Just Another Girl on the Road
by S. Kensington

"Although not formally trained, she had an instinct for survival, naïve bravery, and a rather wild, almost savage unpredictability that was perfectly suited for the job."

Near the end of World War II, Katrinka Badeau finds herself in the hands of the ruthless German soldiers who had murdered her mother and stepfather. She is suddenly rescued by two members of the Jedburghs, “a multinational undercover operation made up of agents from the British SOE, French Resistance, and American OSS.” The leader of the British faction, Major Willoughby Nye, is an old friend of Katrinka’s father—a shipowner who is holding plastic explosives meant to destroy a strategic bridge. Once Katrinka is brought back to the Jedburgh camp and reunited with Nye—a man on whom she had secretly had a crush as a teenager—she is presented with a proposition to work with the undercover group. Her first assignment is to find her father’s ship and bring back the explosives. Sergeant Wolfe Farr, one of the men who rescued Katrinka, is opposed to her being a secret agent for the Jedburghs. Wolfe and Katrinka have an instant connection and attraction to each other, and Wolfe fears for her safety. However, independent and headstrong Katrinka immediately agrees to help in any way possible to stop the Germans. The three main characters are not only connected by their work in the resistance, but also by the passions that draw the two men to Katrinka and her love for both Nye and Farr.

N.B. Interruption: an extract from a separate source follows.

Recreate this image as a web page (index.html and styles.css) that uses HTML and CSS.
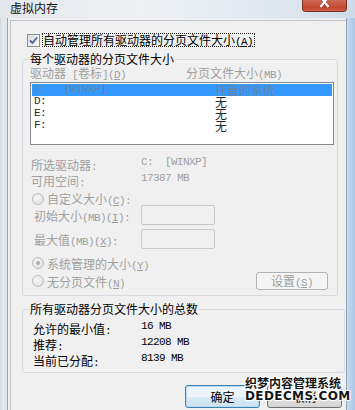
FILE: index.html
```html
<!DOCTYPE html>
<html lang="zh-CN">
<head>
    <meta charset="UTF-8">
    <meta name="viewport" content="width=device-width, initial-scale=1.0">
    <title>虚拟内存</title>
    <link rel="stylesheet" href="styles.css">
</head>
<body>
<div class="window">
    <div class="titlebar">
        <span class="title">虚拟内存</span>
        <div class="close">
            <svg width="43" height="11" viewBox="0 0 43 11">
                <path d="M17.5 -3 L25.5 7.5 M25.5 -3 L17.5 7.5" stroke="#6b2418" stroke-width="3.4" opacity="0.5"/>
                <path d="M17.5 -3 L25.5 7 M25.5 -3 L17.5 7" stroke="#ffffff" stroke-width="2.2"/>
            </svg>
        </div>
    </div>

    <div class="frame">
        <div class="edge-left"></div>
        <div class="client">
            <div class="page">
                <!-- 自动管理 -->
                <div class="auto-row">
                    <span class="checkbox">
                        <svg width="11" height="11" viewBox="0 0 11 11">
                            <path d="M2 5.5 L4.5 8 L9 2.5" fill="none" stroke="#4d5f8c" stroke-width="1.8"/>
                        </svg>
                    </span>
                    <span class="focus">自动管理所有驱动器的分页文件大小<span class="en">(<u>A</u>)</span></span>
                </div>

                <!-- 每个驱动器 -->
                <fieldset class="group drives">
                    <legend>每个驱动器的分页文件大小</legend>
                    <div class="list-head">
                        <span>驱动器<span class="en"> [</span>卷标<span class="en">](<u>D</u>)</span></span>
                        <span>分页文件大小<span class="en">(MB)</span></span>
                    </div>
                    <div class="listbox">
                        <div class="item selected"><span class="en">C:   [WINXP]</span><span>托管的系统</span></div>
                        <div class="item"><span class="en">D:</span><span>无</span></div>
                        <div class="item"><span class="en">E:</span><span>无</span></div>
                        <div class="item"><span class="en">F:</span><span>无</span></div>
                    </div>

                    <div class="info">
                        <div class="info-row"><span>所选驱动器<span class="en">:</span></span><span class="en">C:  [WINXP]</span></div>
                        <div class="info-row"><span>可用空间<span class="en">:</span></span><span class="en">17387 MB</span></div>
                    </div>

                    <div class="radio-row custom">
                        <span class="radio"></span>
                        <span>自定义大小<span class="en">(<u>C</u>):</span></span>
                    </div>
                    <div class="size-row">
                        <span>初始大小<span class="en">(MB)(<u>I</u>):</span></span>
                        <span class="input"></span>
                    </div>
                    <div class="size-row second">
                        <span>最大值<span class="en">(MB)(<u>X</u>):</span></span>
                        <span class="input"></span>
                    </div>

                    <div class="radio-row system">
                        <span class="radio on"></span>
                        <span>系统管理的大小<span class="en">(<u>Y</u>)</span></span>
                    </div>
                    <div class="bottom-row">
                        <div class="radio-row">
                            <span class="radio"></span>
                            <span>无分页文件<span class="en">(<u>N</u>)</span></span>
                        </div>
                        <span class="set-btn">设置<span class="en">(<u>S</u>)</span></span>
                    </div>
                </fieldset>

                <!-- 总数 -->
                <fieldset class="group totals">
                    <legend>所有驱动器分页文件大小的总数</legend>
                    <div class="total-row"><span>允许的最小值<span class="en">:</span></span><span class="en">16 MB</span></div>
                    <div class="total-row"><span>推荐<span class="en">:</span></span><span class="en">12208 MB</span></div>
                    <div class="total-row"><span>当前已分配<span class="en">:</span></span><span class="en">8139 MB</span></div>
                </fieldset>

                <div class="buttons">
                    <span class="btn default">确定</span>
                    <span class="btn">取消</span>
                </div>
            </div>
        </div>
        <div class="edge-right"></div>
    </div>

    <div class="watermark">
        <div class="wm-cn">织梦内容管理系统</div>
        <div class="wm-en">DEDECMS.COM</div>
    </div>
</div>
</body>
</html>
```

FILE: styles.css
```css
body {
    margin: 0;
    font-family: "Noto Sans CJK SC", sans-serif;
    font-size: 12px;
    color: #000;
    background: #fff;
}

.en {
    font-family: "Liberation Mono", monospace;
    font-size: 11px;
    letter-spacing: -0.6px;
    line-height: 1;
}

.window {
    position: relative;
    width: 355px;
    height: 410px;
    display: flex;
    flex-direction: column;
    background: #d6e1ec;
    overflow: hidden;
}

/* 标题栏 */
.titlebar {
    height: 18px;
    flex: none;
    display: flex;
    justify-content: space-between;
    align-items: flex-start;
    background: linear-gradient(90deg, #e4e8ec, #eef1f4 40%, #dfe7ef 80%, #cddbea);
}

.title {
    padding: 1px 0 0 10px;
    line-height: 14px;
    font-size: 12px;
    color: #111;
}

.close {
    width: 45px;
    height: 12px;
    margin-right: 8px;
    box-sizing: border-box;
    border: 1px solid #7e2f22;
    border-top: none;
    border-radius: 0 0 4px 4px;
    background: linear-gradient(#cf6a55, #c4462f 70%, #d0644f);
    overflow: hidden;
}

.close svg {
    display: block;
}

.frame {
    flex: 1;
    display: flex;
    min-height: 0;
}

.edge-left {
    width: 7px;
    background: linear-gradient(90deg, #d3d9df, #e6eaee 40%, #dfe4e9);
}

.edge-right {
    width: 8px;
    background: linear-gradient(90deg, #c9dbee, #aac6e4);
}

.client {
    flex: 1;
    display: flex;
    background: #f0f0f0;
    border-left: 1px solid #9aa4ae;
    border-right: 1px solid #8fa3b8;
    padding: 2px 0 0 2px;
}

.page {
    flex: 1;
    border-top: 1px solid #c2c6cc;
    border-left: 1px solid #c2c6cc;
}

/* 复选框 */
.auto-row {
    display: flex;
    align-items: center;
    gap: 2px;
    height: 14px;
    margin: 12px 0 0 16px;
}

.checkbox {
    width: 13px;
    height: 13px;
    box-sizing: border-box;
    border: 1px solid #8e8f8f;
    background: linear-gradient(135deg, #d8dde4, #f6f7f9);
    display: flex;
    align-items: center;
    justify-content: center;
}

.checkbox svg {
    display: block;
}

.focus {
    border: 1px dotted #222;
    line-height: 12px;
    height: 12px;
    padding-right: 1px;
}

/* 分组框 */
.group {
    margin: 5px 0 0 11px;
    padding: 0 0 5px 7px;
    border: 1px solid #d5dbe1;
    border-radius: 3px;
    box-sizing: border-box;
    min-width: 0;
}

.group legend {
    padding: 0 1px;
    margin-left: -1px;
    line-height: 14px;
    height: 14px;
}

.drives {
    width: 316px;
}

.list-head {
    display: grid;
    grid-template-columns: 156px 1fr;
    height: 14px;
    line-height: 14px;
    color: #a0a0a0;
}

.listbox {
    margin-top: 2px;
    width: 304px;
    height: 63px;
    box-sizing: border-box;
    border: 1px solid #828790;
    background: #fff;
    padding: 1px;
}

.item {
    display: grid;
    grid-template-columns: 181px 1fr;
    height: 12px;
    line-height: 12px;
    padding-left: 2px;
    color: #2a2a2a;
    white-space: pre;
}

.item.selected {
    background: #3399ff;
    color: #6a82a4;
}

.info {
    margin-top: 12px;
    padding-left: 1px;
    color: #a0a0a0;
}

.info-row {
    display: grid;
    grid-template-columns: 110px 1fr;
    height: 16px;
    line-height: 16px;
    white-space: pre;
}

/* 单选按钮 */
.radio-row {
    display: flex;
    align-items: center;
    gap: 3px;
    height: 13px;
    padding-left: 2px;
    color: #a0a0a0;
}

.radio-row.custom {
    margin-top: 3px;
}

.radio-row.system {
    margin-top: 6px;
    height: 16px;
}

.radio {
    width: 12px;
    height: 12px;
    box-sizing: border-box;
    border: 1px solid #bdbdbd;
    border-radius: 50%;
    background: radial-gradient(circle at 40% 40%, #f7f7f7, #dcdcdc);
    display: flex;
    align-items: center;
    justify-content: center;
}

.radio.on::after {
    content: "";
    width: 4px;
    height: 4px;
    border-radius: 50%;
    background: #a9a9a9;
}

.size-row {
    display: grid;
    grid-template-columns: 107px 74px;
    align-items: center;
    height: 20px;
    padding-left: 4px;
    color: #a0a0a0;
}

.size-row.second {
    margin-top: 4px;
}

.input {
    height: 20px;
    box-sizing: border-box;
    border: 1px solid #cacaca;
    border-radius: 2px;
    background: #f0f0f0;
}

.bottom-row {
    display: flex;
    justify-content: space-between;
    align-items: center;
    height: 18px;
    margin-top: 1px;
    padding-right: 9px;
}

.set-btn {
    width: 72px;
    height: 18px;
    box-sizing: border-box;
    border: 1px solid #adb2b5;
    border-radius: 3px;
    background: #f4f4f4;
    color: #a0a0a0;
    line-height: 16px;
    text-align: center;
}

/* 总数 */
.totals {
    width: 323px;
    margin-top: 6px;
    padding: 5px 0 3px 7px;
}

.total-row {
    display: grid;
    grid-template-columns: 108px 1fr;
    height: 16px;
    line-height: 16px;
    padding-left: 3px;
}

/* 按钮 */
.buttons {
    display: flex;
    gap: 7px;
    margin: 12px 0 0 174px;
}

.btn {
    width: 75px;
    height: 23px;
    box-sizing: border-box;
    border: 1px solid #707070;
    border-radius: 3px;
    background: linear-gradient(#f2f2f2 50%, #e2e2e2 50%, #d4d4d4);
    line-height: 21px;
    text-align: center;
}

.btn.default {
    border-color: #3c7fb1;
    background: linear-gradient(#edf5fb 50%, #d9ebf7 50%, #cbe3f4);
    box-shadow: inset 0 0 0 1px #b7def5;
}

/* 水印 */
.watermark {
    position: absolute;
    left: 245px;
    top: 376px;
    font-weight: 700;
    color: #151515;
    text-shadow: 1px 0 #fff, -1px 0 #fff, 0 1px #fff, 0 -1px #fff,
                 1px 1px #fff, -1px -1px #fff, 1px -1px #fff, -1px 1px #fff;
}

.wm-cn {
    font-size: 12px;
    line-height: 14px;
}

.wm-en {
    font-family: "DejaVu Sans", sans-serif;
    font-size: 12px;
    line-height: 13px;
    letter-spacing: 0.4px;
}
```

This novel, set mainly in France at the end of World War II, offers a glimpse into the lives of those who worked resisting the Germans. It is well researched and provides an authentic historical fiction narrative concerning the lives of those who worked undercover. There are moments of extreme violence woven into the plot that are at times cringeworthy. However, it is the main character, Katrinka, that moves the plot. She is a woman who displays not only the wanderlust of her unconventional mother but also a sexuality which, at times, is palpable. There are many instances of sexual encounters between Katrinka and several other characters. Though some of these seem random, the author manages to weave a web in which Katrinka’s relationships lead to unforeseen and substantial consequences, both good and bad. Even though the sex scenes are explicit, there is an underlying innocence in Katrinka’s encounters, even when exchanging sexual favors with a grocer for food to feed her group. It is the driving force within Katrinka and the aspect of her personality that she uses for comfort and survival in a harsh and unpredictable world.

The author began her journey to writing this novel when she made two discoveries in her deceased father’s belongings. Her father, a veteran of World War II, left a small white glove and a news clipping concerning the Undercover Phantoms. This discovery piqued her curiosity, and the seeds for the novel were planted. A journalist by vocation, this is Kensington’s first novel. Her ability to weave such an intricate and multifaceted story of the resistance in France as a first-time novelist is to be commended. Her efforts also have not gone unnoticed as the novel has received numerous accolades. These include four honors in the Eric Hoffer 2020 Book Awards. Though the story contains many memorable characters and an intriguing plot, it is Katrinka and her insatiable love of life that is the crux of this work. A strong female character who unapologetically embraces her sexuality, Katrinka is unforgettable. This book offers a fast-paced plot and romance within a historical setting. It grabs one’s attention from its very first words and never lets go.